**Goal**
Your output is the lines from the first one to the one containing "const format = (n)", repeated exactly, with images left out.
## Begin
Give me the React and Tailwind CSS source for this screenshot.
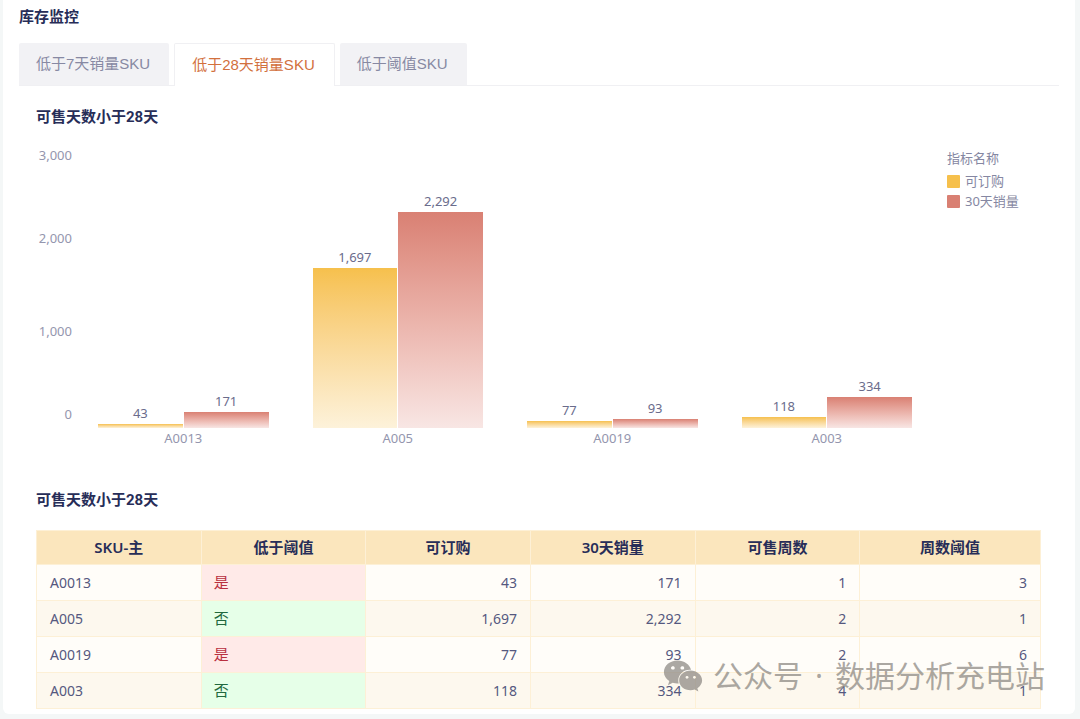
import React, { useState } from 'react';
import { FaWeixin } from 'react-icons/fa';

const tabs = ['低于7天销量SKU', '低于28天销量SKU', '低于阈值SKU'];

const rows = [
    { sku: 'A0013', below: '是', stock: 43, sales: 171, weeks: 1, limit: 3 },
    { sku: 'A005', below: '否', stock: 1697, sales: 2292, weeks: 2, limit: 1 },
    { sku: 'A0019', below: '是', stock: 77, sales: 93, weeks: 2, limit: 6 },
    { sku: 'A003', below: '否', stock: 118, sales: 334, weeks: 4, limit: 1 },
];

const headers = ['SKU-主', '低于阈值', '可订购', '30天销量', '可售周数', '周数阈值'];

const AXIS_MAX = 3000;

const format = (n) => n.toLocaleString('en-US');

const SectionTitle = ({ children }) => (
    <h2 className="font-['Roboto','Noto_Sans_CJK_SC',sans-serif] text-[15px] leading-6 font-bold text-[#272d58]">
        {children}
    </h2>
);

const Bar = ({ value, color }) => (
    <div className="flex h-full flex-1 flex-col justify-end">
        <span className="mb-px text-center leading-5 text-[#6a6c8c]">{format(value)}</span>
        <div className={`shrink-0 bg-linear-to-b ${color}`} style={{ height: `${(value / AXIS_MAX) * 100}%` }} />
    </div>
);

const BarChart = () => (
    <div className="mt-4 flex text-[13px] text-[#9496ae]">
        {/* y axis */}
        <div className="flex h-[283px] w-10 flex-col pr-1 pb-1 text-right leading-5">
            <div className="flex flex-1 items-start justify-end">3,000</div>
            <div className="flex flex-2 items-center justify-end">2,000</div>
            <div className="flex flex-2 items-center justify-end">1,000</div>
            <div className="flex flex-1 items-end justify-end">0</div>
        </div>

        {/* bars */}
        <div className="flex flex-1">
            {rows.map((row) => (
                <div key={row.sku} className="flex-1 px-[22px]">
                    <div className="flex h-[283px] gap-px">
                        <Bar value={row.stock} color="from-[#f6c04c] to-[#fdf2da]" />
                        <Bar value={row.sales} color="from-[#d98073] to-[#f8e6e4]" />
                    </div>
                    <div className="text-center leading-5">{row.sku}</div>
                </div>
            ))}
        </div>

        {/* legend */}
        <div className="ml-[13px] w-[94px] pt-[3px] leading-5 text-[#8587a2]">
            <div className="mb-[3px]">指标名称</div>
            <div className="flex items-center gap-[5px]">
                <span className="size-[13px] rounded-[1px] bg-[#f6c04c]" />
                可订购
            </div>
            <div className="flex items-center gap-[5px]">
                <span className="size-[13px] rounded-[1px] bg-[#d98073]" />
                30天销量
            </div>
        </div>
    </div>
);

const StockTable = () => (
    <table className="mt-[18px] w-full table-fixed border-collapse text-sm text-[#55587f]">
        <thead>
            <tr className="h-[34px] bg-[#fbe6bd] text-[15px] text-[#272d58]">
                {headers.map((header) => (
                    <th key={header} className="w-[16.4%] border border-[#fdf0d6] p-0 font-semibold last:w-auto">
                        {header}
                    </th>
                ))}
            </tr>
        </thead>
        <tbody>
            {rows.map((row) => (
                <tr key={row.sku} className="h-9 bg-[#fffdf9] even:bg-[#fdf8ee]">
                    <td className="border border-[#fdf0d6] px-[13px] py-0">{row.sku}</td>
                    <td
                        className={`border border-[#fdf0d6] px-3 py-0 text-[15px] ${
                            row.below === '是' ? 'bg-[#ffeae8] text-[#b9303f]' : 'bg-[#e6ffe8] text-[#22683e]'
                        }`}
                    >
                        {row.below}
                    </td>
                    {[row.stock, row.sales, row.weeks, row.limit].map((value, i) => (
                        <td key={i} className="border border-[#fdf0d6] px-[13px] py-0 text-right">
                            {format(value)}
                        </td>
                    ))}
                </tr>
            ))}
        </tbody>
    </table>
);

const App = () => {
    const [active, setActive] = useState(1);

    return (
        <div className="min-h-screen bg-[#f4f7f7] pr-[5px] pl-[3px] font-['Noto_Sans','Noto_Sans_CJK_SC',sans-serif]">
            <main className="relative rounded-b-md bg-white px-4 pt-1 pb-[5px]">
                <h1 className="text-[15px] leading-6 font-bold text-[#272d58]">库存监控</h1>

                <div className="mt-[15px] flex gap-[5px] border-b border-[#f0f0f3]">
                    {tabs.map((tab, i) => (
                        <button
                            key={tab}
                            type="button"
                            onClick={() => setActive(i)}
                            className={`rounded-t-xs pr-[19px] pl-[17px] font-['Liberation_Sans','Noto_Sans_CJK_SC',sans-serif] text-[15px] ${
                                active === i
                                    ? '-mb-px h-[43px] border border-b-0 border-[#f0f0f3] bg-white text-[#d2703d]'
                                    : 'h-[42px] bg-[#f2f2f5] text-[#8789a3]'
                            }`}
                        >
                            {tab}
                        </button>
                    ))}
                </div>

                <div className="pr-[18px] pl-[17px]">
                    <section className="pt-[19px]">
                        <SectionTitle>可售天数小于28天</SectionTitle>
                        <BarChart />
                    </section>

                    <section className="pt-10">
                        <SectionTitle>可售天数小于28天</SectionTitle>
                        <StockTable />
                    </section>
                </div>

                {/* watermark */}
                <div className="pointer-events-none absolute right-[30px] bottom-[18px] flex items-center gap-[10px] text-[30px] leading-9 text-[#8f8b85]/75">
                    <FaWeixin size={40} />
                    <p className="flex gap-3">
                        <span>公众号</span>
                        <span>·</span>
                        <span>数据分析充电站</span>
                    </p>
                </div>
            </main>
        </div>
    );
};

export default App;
## End
**Task response**
Give me the React and Tailwind CSS source for this screenshot.
import React, { useState } from 'react';
import { FaWeixin } from 'react-icons/fa';

const tabs = ['低于7天销量SKU', '低于28天销量SKU', '低于阈值SKU'];

const rows = [
    { sku: 'A0013', below: '是', stock: 43, sales: 171, weeks: 1, limit: 3 },
    { sku: 'A005', below: '否', stock: 1697, sales: 2292, weeks: 2, limit: 1 },
    { sku: 'A0019', below: '是', stock: 77, sales: 93, weeks: 2, limit: 6 },
    { sku: 'A003', below: '否', stock: 118, sales: 334, weeks: 4, limit: 1 },
];

const headers = ['SKU-主', '低于阈值', '可订购', '30天销量', '可售周数', '周数阈值'];

const AXIS_MAX = 3000;

const format = (n) => n.toLocaleString('en-US');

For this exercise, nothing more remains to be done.